Как ты знаешь, немало слов было сказано о его глазах — чаще всего в скверных стихах и еще более убогой прозе; он, верно, сыт по горло всеми этими метафорами и описаниями, хотя поначалу они тешили его самолюбие. Но даже тогда, при нашей первой встрече, они поразили меня своей глубиной и проницательностью — скорее голубые, чем серые, хотя дело не в цвете, а в свете, который они излучают… Вот видишь, и я туда же — начитался стихов моих друзей — поэтов.
Я, должно быть, отступил назад, точно не помню; одним словом, я был поражен и отвернулся в смущении; тут мой взгляд упал на корабль, привлекший внимание Октавия.
— Это и есть посудина, на которой мы поплывем? — сказал я, немного придя в себя и указывая на небольшое торговое судно не более пятидесяти шагов в длину, с прогнившей обшивкой на носу и заплатами на парусах. Пропитавший его тяжелый запах рыбы доносился даже до берега.
— Это все, что есть, как нам сказали, — ответил мне Агриппа с полуулыбкой. Я полагаю, он счел меня капризным франтом, ибо я был одет в тогу и носил перстни на руках, в то время как они были в одних туниках и без каких-либо украшений.
— Смрад будет невыносим, — заявил я.
— Я полагаю, оно направляется в Аполлонию за грузом соленой рыбы, — с серьезным видом произнес Октавий.
На мгновение наступила тишина, и тут я расхохотался; все остальные подхватили — и так мы стали друзьями.
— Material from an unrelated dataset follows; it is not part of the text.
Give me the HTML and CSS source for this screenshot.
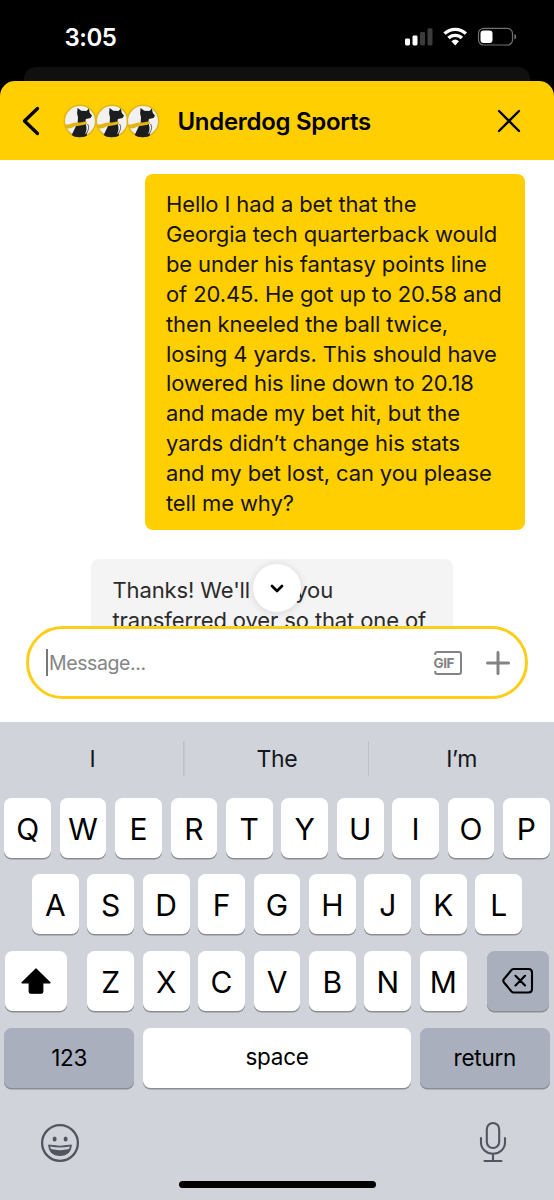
FILE: index.html
```html
<!DOCTYPE html>
<html lang="en">
<head>
<meta charset="utf-8">
<title>Underdog Sports</title>
<link rel="stylesheet" href="styles.css">
</head>
<body>
<svg class="defs" width="0" height="0">
  <symbol id="dog" viewBox="0 0 34 34">
    <circle cx="17" cy="17" r="15.700" fill="#f1f1f1" stroke="#dfb617" stroke-width="1.500"/>
    <path d="M14.600 4l3.600 2.800 5.300.2 2.300-2.600 1 4.600 2.200 2.600-1.400 2.400-4.700.9-.6 3.600 1 3.500.6 9.500-2.200 1.300-5 .5-5-.5-3-1.800 3.200-6.700 2.800-5.800.3-5.500-.9-3.500z" fill="#1d1d1f"/>
    <path d="M1.700 20.300c4.500 1.200 7.300-1.700 12-1.800 3.500 0 6-.2 9.600-1.200l.8 2.300c-3.500 2-7.300 2-10.300 2.400-4 .6-6.500 3.800-11 2.100z" fill="#e3b514"/>
    <path d="M23.300 20c2.300 3 1.200 5.500-.6 9.500" fill="none" stroke="#f1f1f1" stroke-width="1"/>
    <path d="M24.500 20c2 3 1 5.500-.6 9" fill="none" stroke="#1d1d1f" stroke-width=".7"/>
  </symbol>
</svg>
<div class="phone">
  <div class="status">
    <span class="time">3:05</span>
    <svg class="status-icons" width="114" height="22" viewBox="0 0 114 22">
      <rect x="1" y="11.500" width="5" height="7" rx="1.400" fill="#fff"/>
      <rect x="8.500" y="8.500" width="5" height="10" rx="1.400" fill="#fff"/>
      <rect x="16" y="5" width="5" height="13.500" rx="1.400" fill="#3b3b3b"/>
      <rect x="23.500" y="1.200" width="5" height="17.300" rx="1.400" fill="#3b3b3b"/>
      <g fill="none" stroke="#fff" stroke-width="3.300">
        <path d="M40.500 6.700a15.200 15.200 0 0 1 21.400 0"/>
        <path d="M44.500 11a9.600 9.600 0 0 1 13.400 0"/>
      </g>
      <path d="M47.400 14.200a5.800 5.800 0 0 1 7.600 0l-3.800 4.300z" fill="#fff"/>
      <rect x="74.500" y="1.400" width="34" height="16.600" rx="5" fill="none" stroke="#707070" stroke-width="1.200"/>
      <rect x="76.500" y="3.500" width="12" height="12.500" rx="3" fill="#fff"/>
      <path d="M110.300 7v5.500q2-.7 2-2.700t-2-2.800z" fill="#707070"/>
    </svg>
  </div>
  <div class="back-card"></div>
  <header class="header">
    <svg class="back" width="18" height="30" viewBox="0 0 18 30"><path d="M15.500 2.500L2.500 15l13 12.500" fill="none" stroke="#000" stroke-width="3.300" stroke-linecap="round" stroke-linejoin="round"/></svg>
    <div class="avatars">
      <svg class="avatar"><use href="#dog"/></svg>
      <svg class="avatar"><use href="#dog"/></svg>
      <svg class="avatar"><use href="#dog"/></svg>
    </div>
    <h1 class="title">Underdog Sports</h1>
    <svg class="close" width="24" height="24" viewBox="0 0 24 24"><path d="M2 2l20 20M22 2L2 22" stroke="#000" stroke-width="2.300" stroke-linecap="round"/></svg>
  </header>
  <main class="chat">
    <p class="bubble mine">Hello I had a bet that the<br>Georgia tech quarterback would<br>be under his fantasy points line<br>of 20.45. He got up to 20.58 and<br>then kneeled the ball twice,<br>losing 4 yards. This should have<br>lowered his line down to 20.18<br>and made my bet hit, but the<br>yards didn’t change his stats<br>and my bet lost, can you please<br>tell me why?</p>
    <p class="bubble theirs">Thanks! We'll get you<br>transferred over so that one of</p>
    <button class="scroll-down"><svg width="16" height="11" viewBox="0 0 16 11"><path d="M3 3l5 5 5-5" fill="none" stroke="#000" stroke-width="2.700" stroke-linecap="round" stroke-linejoin="round"/></svg></button>
    <div class="composer">
      <span class="caret"></span>
      <span class="placeholder">Message...</span>
      <svg class="gif" width="30" height="26" viewBox="0 0 30 26"><path d="M2.200 5V4q0-2 2-2H26q2 0 2 2v18q0 2-2 2H4.200q-2 0-2-2v-1" fill="none" stroke="#838383" stroke-width="2"/><text x="0.500" y="18" class="gif-text" textLength="21">GIF</text></svg>
      <svg width="26" height="26" viewBox="0 0 26 26"><path d="M13 2.500v21M2.500 13h21" stroke="#838383" stroke-width="3" stroke-linecap="round"/></svg>
    </div>
  </main>
  <section class="keyboard">
    <div class="suggestions"><span>I</span><span>The</span><span>I’m</span></div>
    <div class="row"><b>Q</b><b>W</b><b>E</b><b>R</b><b>T</b><b>Y</b><b>U</b><b>I</b><b>O</b><b>P</b></div>
    <div class="row"><b>A</b><b>S</b><b>D</b><b>F</b><b>G</b><b>H</b><b>J</b><b>K</b><b>L</b></div>
    <div class="row">
      <b class="shift"><svg width="32" height="28" viewBox="0 0 32 28"><path d="M16 2L30 15.800H22.800V24.500q0 1.700-1.700 1.700H10.900q-1.700 0-1.700-1.700V15.800H2z" fill="#000" stroke="#000" stroke-width="1.200" stroke-linejoin="round"/></svg></b>
      <b>Z</b><b>X</b><b>C</b><b>V</b><b>B</b><b>N</b><b>M</b>
      <b class="delete grey"><svg width="32" height="28" viewBox="0 0 32 28"><path d="M11.500 2H26.500q3.500 0 3.500 3.500v16.500q0 3.500-3.500 3.500H11.500q-1 0-2-1L2 15.500q-1.500-1.700 0-3.500L9.500 3q1-1 2-1zM13.500 8.800l9.500 9.700M23 8.800l-9.500 9.700" fill="none" stroke="#000" stroke-width="2.100" stroke-linecap="round" stroke-linejoin="round"/></svg></b>
    </div>
    <div class="row words"><b class="side grey">123</b><b class="space">space</b><b class="side grey">return</b></div>
    <div class="tools">
      <svg width="40" height="40" viewBox="0 0 40 40"><circle cx="20" cy="20" r="17.900" fill="none" stroke="#50555f" stroke-width="2.300"/><ellipse cx="14.600" cy="16" rx="2" ry="2.500" fill="#50555f"/><ellipse cx="25.600" cy="16" rx="2" ry="2.500" fill="#50555f"/><path d="M8.600 22q11.400 2.500 22.800 0q-.6 10.500-11.400 10.500T8.600 22z" fill="#50555f" stroke="#50555f" stroke-width="1" stroke-linejoin="round"/><path d="M10.200 23.500q9.800 2 19.600 0q-.2 1.500-.8 2.600q-9 2.300-18 0q-.7-1.300-.8-2.600z" fill="#d0d3da"/></svg>
      <svg width="28" height="42" viewBox="0 0 28 42"><g fill="none" stroke="#50555f" stroke-width="2.100" stroke-linecap="round"><rect x="7.800" y="2" width="12.400" height="25" rx="6.200"/><path d="M2 17v4.500a12 11.300 0 0 0 24 0V17M14 33v7M5.500 40h17"/></g></svg>
    </div>
    <div class="home"></div>
  </section>
</div>
</body>
</html>
```
FILE: styles.css
```css
* { box-sizing: border-box; }
body { margin: 0; background: #000; font-family: Inter, "Liberation Sans", sans-serif; }
svg { display: block; flex: none; }
.defs { position: absolute; }
.phone { width: 554px; height: 1200px; display: flex; flex-direction: column; overflow: hidden; }
.status { height: 67px; display: flex; justify-content: space-between; padding: 27px 36px 0 64.500px; color: #fff; }
.time { font-size: 24px; line-height: 22px; font-weight: 600; letter-spacing: -0.5px; }
.back-card { height: 14px; margin: 0 24px; background: #101010; border-radius: 12px 12px 0 0; }
.header { height: 79px; flex: none; background: #ffcf02; border-radius: 15px 15px 0 0; display: flex; align-items: center; padding: 1px 33.500px 0 21.500px; }
.avatars { display: flex; margin-left: 23.500px; }
.avatar { width: 34px; height: 34px; margin-right: -2.500px; }
.title { margin: 0 auto 0 20px; font-size: 24px; font-weight: 600; letter-spacing: -0.3px; white-space: nowrap; }
.chat { position: relative; height: 562px; flex: none; background: #fff; padding: 14px 29px 0 91px; overflow: hidden; }
.bubble { margin: 0; border-radius: 8px; font-size: 22px; line-height: 29.850px; white-space: nowrap; letter-spacing: -0.120px; }
.mine { width: 380px; height: 356px; margin-left: 54px; padding: 16.300px 21px; background: #ffcf02; color: #171300; }
.theirs { width: 362px; height: 110px; margin-top: 29px; padding: 17px 21.500px; background: #f4f4f4; color: #2b2b2b; }
.scroll-down { position: absolute; left: 253px; top: 404px; width: 48px; height: 48px; border: 0; padding: 0; border-radius: 50%; background: #fff; box-shadow: 0 1px 8px rgba(0,0,0,.13); display: flex; align-items: center; justify-content: center; }
.composer { position: absolute; left: 26px; right: 26px; top: 466px; height: 73px; border: 3px solid #fccd19; border-radius: 37px; background: #fff; display: flex; align-items: center; padding: 0 14px 0 16.500px; }
.caret { width: 2.500px; height: 27px; background: #777; }
.placeholder { margin: 0 auto 0 1px; font-size: 19.500px; letter-spacing: -0.4px; color: #858585; }
.gif { margin-right: 22.500px; }
.gif-text { font: 700 13.500px Inter, sans-serif; fill: #838383; }
.keyboard { height: 478px; flex: none; background: #d0d3da; padding: 0 4.300px; position: relative; }
.suggestions { height: 75.500px; margin: 0 -4.300px; display: grid; grid-template-columns: repeat(3, 1fr); font-size: 23px; line-height: 75px; text-align: center; color: #15171a; letter-spacing: -0.3px; }
.suggestions span { background: linear-gradient(#bcc0c8, #bcc0c8) 100% 19px / 1.500px 35px no-repeat; }
.suggestions span:last-child { background: none; }
.row { display: flex; justify-content: center; gap: 8.650px; height: 60px; margin-bottom: 16.800px; }
.row b { width: 46.800px; border-radius: 7.500px; background: #fff; box-shadow: 0 1.500px 0 #8b8d92; font-weight: 400; font-size: 30px; line-height: 62px; text-align: center; color: #000; }
.row .grey { background: #a9afbc; }
.row .shift, .row .delete { width: 62.500px; display: flex; align-items: center; justify-content: center; }
.row .shift { margin-right: 11.400px; }
.row .delete { margin-left: 11.400px; }
.row .side { width: 129.700px; }
.row .space { width: 268.700px; }
.words b { font-size: 22.500px; letter-spacing: -0.250px; }
.words b.side { line-height: 60px; }
.words b.space { line-height: 57px; }
.tools { display: flex; justify-content: space-between; padding: 16px 42.700px 0 35.700px; }
.tools svg:first-child { margin-top: 2px; }
.home { position: absolute; left: 179px; bottom: 12px; width: 197px; height: 7px; border-radius: 4px; background: #000; }
```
Похоже, мы мудрее в молодости, чем в зрелые годы, хотя истинный философ и не согласится со мной. Но уверяю тебя — именно с этого началась наша дружба: глупый смех сблизил нас гораздо больше, чем все, что случилось впоследствии, будь то победы или поражения, верность или предательство, радость или горе. Но юность проходит, и вместе с ней что-то в нас исчезает безвозвратно.
Итак, мы отплыли в Аполлонию на смердящей рыбацкой посудине, которая зловеще скрипела при каждой встречной волне и так опасно кренилась то на один борт, то на другой, что нам даже пришлось привязаться веревками; она несла нас навстречу судьбе, которую мы не могли себе тогда и представить…
Продолжаю через два дня. Не стану утомлять тебя подробностями моих болезней, кои послужили причиной этой задержки, — все это слишком скучно.
Признаюсь, я подумал, что от моих воспоминаний тебе будет мало толку, посему дал указание письмоводителю поискать среди моих бумаг что-нибудь более для тебя подходящее. Ты, может быть, помнишь, как десять лет назад я выступил на освящении построенного нашим общим другом Марком Агриппой храма Венеры и Марса, ныне повсеместно называемого Пантеоном. Так вот, поначалу я собирался произнести несколько, я бы сказал, вычурную речь, чуть ли не в стихах, в которой пытался проследить связь между Римом нашей юности и Римом нынешним, представленным этим величественным храмом (впоследствии я отказался от этой идеи). Короче говоря, в качестве подспорья в работе над формой задуманной мной речи я набросал записки о временах нашей молодости, на которые и опираюсь в надежде помочь тебе в завершении твоего труда по истории нашего времени.
Представь себе, если можешь, четырех наивных юнцов (я и сам не узнаю их теперь), пребывавших в полном неведении о том, что ждет их впереди, в какой мир они вступают. Один из них — Марк Агриппа, высокий, мускулистый, лицом похожий на крестьянина: крупный нос, широкие скулы, загрубелая смуглая кожа, неухоженные темные волосы и рыжая борода торчком. Походка у него тяжелая, как у быка, но при этом необъяснимо грациозная; речь — простая, неспешная и спокойная, без эмоций. Если бы не борода, ему не дашь его девятнадцати лет.
Другой — Сальвидиен Руф, худой и подвижный, в отличие от крепко сбитого Агриппы, столь же живой и эмоциональный, сколько Агриппа медлителен и сдержан. Лицо у него худое, глаза темные; кожа белая; он всегда готов пошутить, делая серьезность других не столь тягостной. Он старше нас всех, но мы любим его как нашего младшего брата.
Третий — неужели это я? — его я представляю себе еще более смутно. Никто доподлинно не знает ни себя, ни то, каким он представляется даже близким друзьям, но я думаю, в тот день и некоторое время после того я казался им немножко придурковатым. Признаться, я действительно был слишком напыщен, полагая, что так оно и пристало поэту. Я носил роскошные одежды, щеголял жеманными манерами и даже привез с собой из Ареции слугу специально для ухода за волосами, однако, не стерпев жестоких насмешек моих товарищей, отослал его обратно в Италию.